» THE TASK: Review the material and extract every line in which the word "index" occurs.

» DATA SEGMENT:
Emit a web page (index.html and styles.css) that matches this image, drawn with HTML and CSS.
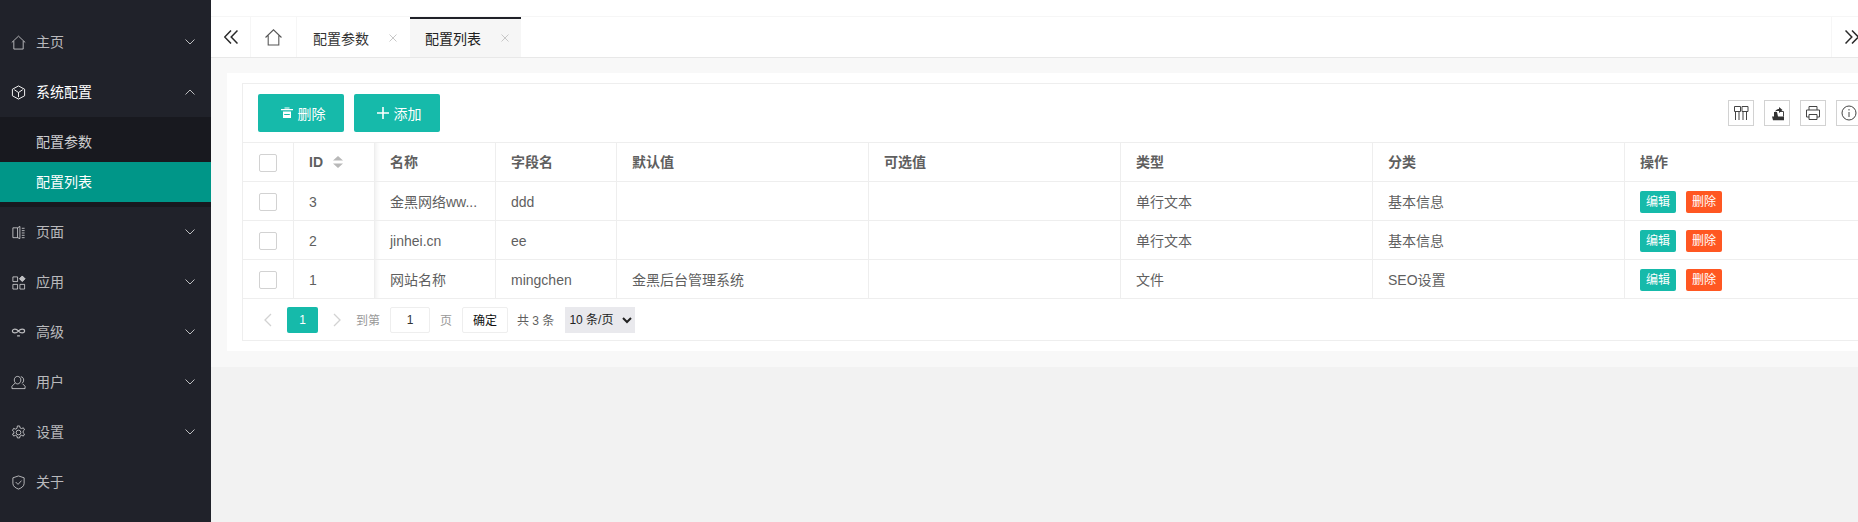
FILE: index.html
```html
<!DOCTYPE html>
<html lang="zh">
<head>
<meta charset="utf-8">
<title>配置列表</title>
<link rel="stylesheet" href="styles.css">
</head>
<body>
<div class="app">
  <aside class="side">
    <a class="nav-item"><svg class="nav-ico" viewBox="0 0 16 16"><path d="M.8 8 8 1.2 15.200 8M3 6.500V15h10V6.500"/></svg><span class="nav-label">主页</span><svg class="chev" viewBox="0 0 10 6"><path d="M.5.5 5 5 9.500.5"/></svg></a>
    <a class="nav-item nav-open"><svg class="nav-ico" viewBox="0 0 16 16"><path d="M8 1 14.500 4.500v7L8 15 1.500 11.500v-7zM3.500 5 8 8l4.500-3M8 8v5"/></svg><span class="nav-label">系统配置</span><svg class="chev" viewBox="0 0 10 6"><path d="M.5 5.500 5 1l4.500 4.500"/></svg></a>
    <div class="sub">
      <a class="sub-item">配置参数</a>
      <a class="sub-item sub-on">配置列表</a>
    </div>
    <a class="nav-item"><svg class="nav-ico" viewBox="0 0 16 16"><path d="M7 3H2v10.500h5zM7 3l2.500-1.500v13L7 13.500M11.500 3.500h3M11.500 6h3M11.500 8.500h3M11.500 11h3M11.500 13.500h3"/></svg><span class="nav-label">页面</span><svg class="chev" viewBox="0 0 10 6"><path d="M.5.500 5 5 9.500.5"/></svg></a>
    <a class="nav-item"><svg class="nav-ico" viewBox="0 0 16 16"><path d="M2 2h5v5H2zM2 10h5v5H2zM9.500 10h5v5h-5z"/><path class="ico-fill" d="m12 1 3 3-3 3-3-3z"/></svg><span class="nav-label">应用</span><svg class="chev" viewBox="0 0 10 6"><path d="M.5.500 5 5 9.500.5"/></svg></a>
    <a class="nav-item"><svg class="nav-ico nav-ico-b" viewBox="0 0 16 16"><path d="M8 6.500C6.500 4.800 5.500 4.500 4.200 4.500S1.500 5.400 1.500 6.500 2.800 8.500 4.200 8.500 6.500 8.200 8 6.500s2.500-2 3.800-2 2.700.9 2.700 2-1.300 2-2.700 2S9.500 8.200 8 6.500zM6.500 11.500h3"/></svg><span class="nav-label">高级</span><svg class="chev" viewBox="0 0 10 6"><path d="M.5.500 5 5 9.500.5"/></svg></a>
    <a class="nav-item"><svg class="nav-ico" viewBox="0 0 16 16"><path d="M7 9.500c-2 0-3.500-2-3.500-4.200S5 1.500 7 1.500s3.500 1.600 3.500 3.800S9 9.500 7 9.500zM4.500 8.500 1 12v2.500h14V12l-2.500-2.500M10.500 1.800c2 .3 3 1.700 3 3.500 0 1.500-.7 3-2 3.700"/></svg><span class="nav-label">用户</span><svg class="chev" viewBox="0 0 10 6"><path d="M.5.500 5 5 9.500.5"/></svg></a>
    <a class="nav-item"><svg class="nav-ico" viewBox="0 0 16 16"><circle cx="8" cy="8" r="2.500"/><path d="M6.800 1h2.400l.4 2 1.600.8 2-.8 1.200 2.200-1.500 1.300v1.800l1.500 1.300-1.200 2.200-2-.8-1.600.8-.4 2H6.800l-.4-2-1.600-.8-2 .8-1.200-2.200L3.100 8.900V7.100L1.600 5.800l1.200-2.200 2 .8 1.600-.8z"/></svg><span class="nav-label">设置</span><svg class="chev" viewBox="0 0 10 6"><path d="M.5.500 5 5 9.500.5"/></svg></a>
    <a class="nav-item"><svg class="nav-ico" viewBox="0 0 16 16"><path d="M8 1 14 3v6c0 3-3 5-6 6-3-1-6-3-6-6V3zM5 7.500 7.500 10 11.200 6"/></svg><span class="nav-label">关于</span></a>
  </aside>

  <main class="main">
    <div class="top-strip"></div>
    <div class="tabs">
      <div class="tab-arrow tab-arrow-l"><svg class="arrows" viewBox="0 0 14 14"><path d="M7 .5.700 7 7 13.500M13.500.5 7.200 7l6.300 6.500"/></svg></div>
      <div class="tab-home"><svg class="home" viewBox="0 0 16 16"><path d="M.5 8 8 .8 15.500 8M3 6V15h10V6"/></svg></div>
      <div class="tab"><span>配置参数</span><svg class="tab-x" viewBox="0 0 8 8"><path d="m.5.500 7 7M7.500.5l-7 7"/></svg></div>
      <div class="tab tab-on"><span>配置列表</span><svg class="tab-x" viewBox="0 0 8 8"><path d="m.5.500 7 7M7.500.5l-7 7"/></svg></div>
      <div class="tab-fill"></div>
      <div class="tab-arrow tab-arrow-r"><svg class="arrows" viewBox="0 0 14 14"><path d="M.5.5 6.800 7 .5 13.500M7 .5 13.300 7 7 13.500"/></svg></div>
    </div>

    <section class="content">
      <div class="card">
        <div class="tbl-box">
          <div class="toolbar">
            <button class="btn"><svg class="btn-ico-s" viewBox="0 0 12 12"><path d="M3.500.500h5v1h-5zM0 2h12v1.300H0z"/><path fill-rule="evenodd" d="M2 4.500h8V11H2zM3.200 7h5.600v1H3.200z"/></svg>删除</button>
            <button class="btn"><svg class="btn-ico" viewBox="0 0 12 12"><path d="M5.200 0h1.600v5.200H12v1.600H6.800V12H5.200V6.800H0V5.200h5.200z"/></svg>添加</button>
            <div class="tools">
              <span class="tool"><svg viewBox="0 0 16 16"><path d="M1.500 1.500h6v5h-6zM9 1.500h6v5H9zM2.500 6.500V15M6 6.500V15M10 6.500V15M13.500 6.500V15"/></svg></span>
              <span class="tool"><svg viewBox="0 0 16 16"><path d="M10 6.500h4.500v5"/><path class="solid" d="M3 11.500h12v3.800H4zM5 7h3l1 4.500H5zM6 6.500C7 4.500 9 4 10 4V2l3.500 3L10 8V6C8.500 6 7 6 6 6.500z"/></svg></span>
              <span class="tool"><svg viewBox="0 0 16 16"><path d="M4 5V1.500h8V5M4 12H1.500V5h13v7H12M4 9.500h8v5H4z"/></svg></span>
              <span class="tool"><svg viewBox="0 0 16 16"><circle cx="8" cy="8" r="7"/><path d="M8 7v5M8 4v1.500"/></svg></span>
            </div>
          </div>
          <table class="grid">
            <colgroup>
              <col class="c-check"><col class="c-id"><col class="c-name"><col class="c-field"><col class="c-wide"><col class="c-wide"><col class="c-wide"><col class="c-wide"><col class="c-act">
            </colgroup>
            <thead>
              <tr>
                <th class="td-check"><span class="check"></span></th>
                <th>ID<svg class="sort" viewBox="0 0 10 12"><path d="M5 0l5 4.500H0zM0 7.500h10L5 12z"/></svg></th>
                <th class="fixed-edge">名称</th><th>字段名</th><th>默认值</th><th>可选值</th><th>类型</th><th>分类</th><th>操作</th>
              </tr>
            </thead>
            <tbody>
              <tr>
                <td class="td-check"><span class="check"></span></td><td>3</td><td class="fixed-edge">金黑网络ww...</td><td>ddd</td><td></td><td></td><td>单行文本</td><td>基本信息</td>
                <td><span class="act-row"><a class="mini">编辑</a><a class="mini mini-del">删除</a></span></td>
              </tr>
              <tr>
                <td class="td-check"><span class="check"></span></td><td>2</td><td class="fixed-edge">jinhei.cn</td><td>ee</td><td></td><td></td><td>单行文本</td><td>基本信息</td>
                <td><span class="act-row"><a class="mini">编辑</a><a class="mini mini-del">删除</a></span></td>
              </tr>
              <tr>
                <td class="td-check"><span class="check"></span></td><td>1</td><td class="fixed-edge">网站名称</td><td>mingchen</td><td>金黑后台管理系统</td><td></td><td>文件</td><td>SEO设置</td>
                <td><span class="act-row"><a class="mini">编辑</a><a class="mini mini-del">删除</a></span></td>
              </tr>
            </tbody>
          </table>
          <div class="pager">
            <svg class="pg-arrow" viewBox="0 0 8 14"><path d="M7 1 1 7l6 6"/></svg>
            <span class="pg-cur">1</span>
            <svg class="pg-arrow pg-next" viewBox="0 0 8 14"><path d="m1 1 6 6-6 6"/></svg>
            <span class="pg-muted">到第</span>
            <input class="pg-input" value="1">
            <span class="pg-muted">页</span>
            <button class="pg-ok">确定</button>
            <span class="pg-total">共 3 条</span>
            <select class="pg-size"><option>10 条/页</option></select>
          </div>
        </div>
      </div>
    </section>
  </main>
</div>
</body>
</html>
```

FILE: styles.css
```css
* { box-sizing: border-box; }
html, body { margin: 0; height: 522px; overflow: hidden; background: #f2f2f2; }
body { font-family: "Liberation Sans", "Noto Sans CJK SC", sans-serif; font-size: 14px; color: #5f5f5f; }
.app { display: flex; width: 1871px; height: 522px; }

.side { flex: 0 0 211px; height: 522px; padding-top: 17px; background: #20222a; }
.nav-item { display: flex; align-items: center; height: 50px; padding-left: 11px; color: rgba(255,255,255,.7); }
.nav-open { color: #fff; }
.nav-ico { flex: none; width: 15px; height: 15px; fill: none; stroke: rgba(255,255,255,.7); stroke-width: 1; }
.nav-ico-b { stroke-width: 1.300; }
.nav-open .nav-ico { stroke: #fff; }
.ico-fill { fill: rgba(255,255,255,.7); }
.nav-label { margin: 0 0 2px 10px; flex: 1; }
.chev { flex: none; width: 10px; height: 6px; margin-right: 16px; fill: none; stroke: rgba(255,255,255,.7); stroke-width: 1; }
.sub { padding: 5px 0; background: #18191f; }
.sub-item { display: block; height: 40px; line-height: 40px; padding-left: 36px; color: rgba(255,255,255,.8); }
.sub-on { background: #009688; color: #fff; }

.main { flex: 1; min-width: 0; background: #f2f2f2; }
.top-strip { height: 17px; background: #fff; border-bottom: 1px solid #f6f6f6; }
.tabs { display: flex; height: 41px; background: #fff; border-bottom: 1px solid #e8e8e8; }
.tab-arrow { display: flex; align-items: center; justify-content: center; width: 40px; }
.tab-arrow-l { border-right: 1px solid #f6f6f6; }
.tab-arrow-r { border-left: 1px solid #f6f6f6; }
.arrows { width: 14px; height: 14px; fill: none; stroke: #2a2a2a; stroke-width: 1.500; }
.tab-home { display: flex; align-items: center; justify-content: center; width: 46px; border-right: 1px solid #f6f6f6; }
.home { width: 17px; height: 17px; fill: none; stroke: #555; stroke-width: 1; }
.tab { display: flex; align-items: center; width: 113px; padding-left: 16px; color: #333; border-top: 2px solid transparent; }
.tab-on { width: 111px; padding-left: 15px; background: #f6f6f6; border-top-color: #1f2128; color: #222; }
.tab-x { width: 8px; height: 8px; margin-left: 20px; fill: none; stroke: #c8c8c8; stroke-width: 1; }
.tab-fill { flex: 1; }

.content { height: 309px; padding: 15px 0 16px 16px; background: #f8f8f8; }
.card { height: 100%; padding: 10px 0 10px 15px; background: #fff; }
.tbl-box { height: 100%; border: 1px solid #eee; background: #fff; }

.toolbar { display: flex; align-items: center; height: 59px; padding: 0 8px 0 15px; gap: 10px; border-bottom: 1px solid #eee; }
.btn { display: flex; align-items: center; justify-content: center; gap: 5px; width: 86px; height: 38px; padding: 0 0 0 4px; border: 0; border-radius: 2px; background: #16baaa; color: #fff; font: inherit; }
.btn-ico-s { width: 12px; height: 12px; fill: #fff; }
.btn-ico { width: 12px; height: 12px; fill: #fff; }
.tools { display: flex; gap: 10px; margin-left: auto; }
.tool { display: flex; align-items: center; justify-content: center; width: 26px; height: 26px; border: 1px solid #d2d2d2; }
.tool svg { width: 16px; height: 16px; fill: none; stroke: #444; stroke-width: 1; }
.tool .solid { fill: #333; stroke: none; }

.grid { border-collapse: separate; border-spacing: 0; table-layout: fixed; width: 1627px; }
.c-check { width: 51px; } .c-id { width: 81px; } .c-name { width: 121px; } .c-field { width: 121px; }
.c-wide { width: 252px; } .c-act { width: 245px; }
.grid th, .grid td { height: 39px; padding: 0 15px; line-height: 20px; border-right: 1px solid #eee; border-bottom: 1px solid #eee; text-align: left; white-space: nowrap; font-weight: 400; }
.grid td { padding-top: 2px; }
.grid th { font-weight: 700; }
.grid th:last-child, .grid td:last-child { border-right: 0; }
.grid .td-check { padding: 0 0 0 16px; }
.fixed-edge { box-shadow: inset 6px 0 5px -5px rgba(0,0,0,.08); }
.check { display: block; width: 18px; height: 18px; margin-top: 2px; border: 1px solid #d2d2d2; border-radius: 2px; background: #fff; }
.sort { display: inline-block; width: 10px; height: 12px; margin-left: 10px; vertical-align: -1px; fill: #b8b8b8; }
.act-row { display: flex; gap: 10px; }
.mini { display: block; width: 36px; height: 22px; line-height: 22px; text-align: center; border-radius: 2px; background: #16baaa; color: #fff; font-size: 12px; }
.mini-del { background: #ff5722; }

.pager { display: flex; align-items: center; height: 41px; padding: 0 0 0 21px; font-size: 12px; }
.pg-arrow { flex: none; width: 8px; height: 14px; fill: none; stroke: #d2d2d2; stroke-width: 1.300; }
.pg-cur { width: 31px; height: 26px; line-height: 26px; margin-left: 15px; text-align: center; border-radius: 2px; background: #16baaa; color: #fff; }
.pg-next { margin: 0 15px; }
.pg-muted { color: #999; }
.pg-input { width: 40px; height: 26px; margin: 0 10px; padding: 0; border: 1px solid #eee; border-radius: 2px; text-align: center; color: #333; font: inherit; outline: 0; }
.pg-ok { width: 46px; height: 26px; margin-left: 10px; padding: 0; border: 1px solid #eee; border-radius: 2px; background: #fff; color: #111; font: inherit; }
.pg-total { margin-left: 9px; color: #5f5f5f; }
.pg-size { width: 70px; height: 26px; margin-left: 11px; padding: 0; border: 0; border-radius: 0; background: #e9e9ed; color: #222; font: inherit; }
```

» RESPONSE TO THE EXERCISE:
Emit a web page (index.html and styles.css) that matches this image, drawn with HTML and CSS.
FILE: index.html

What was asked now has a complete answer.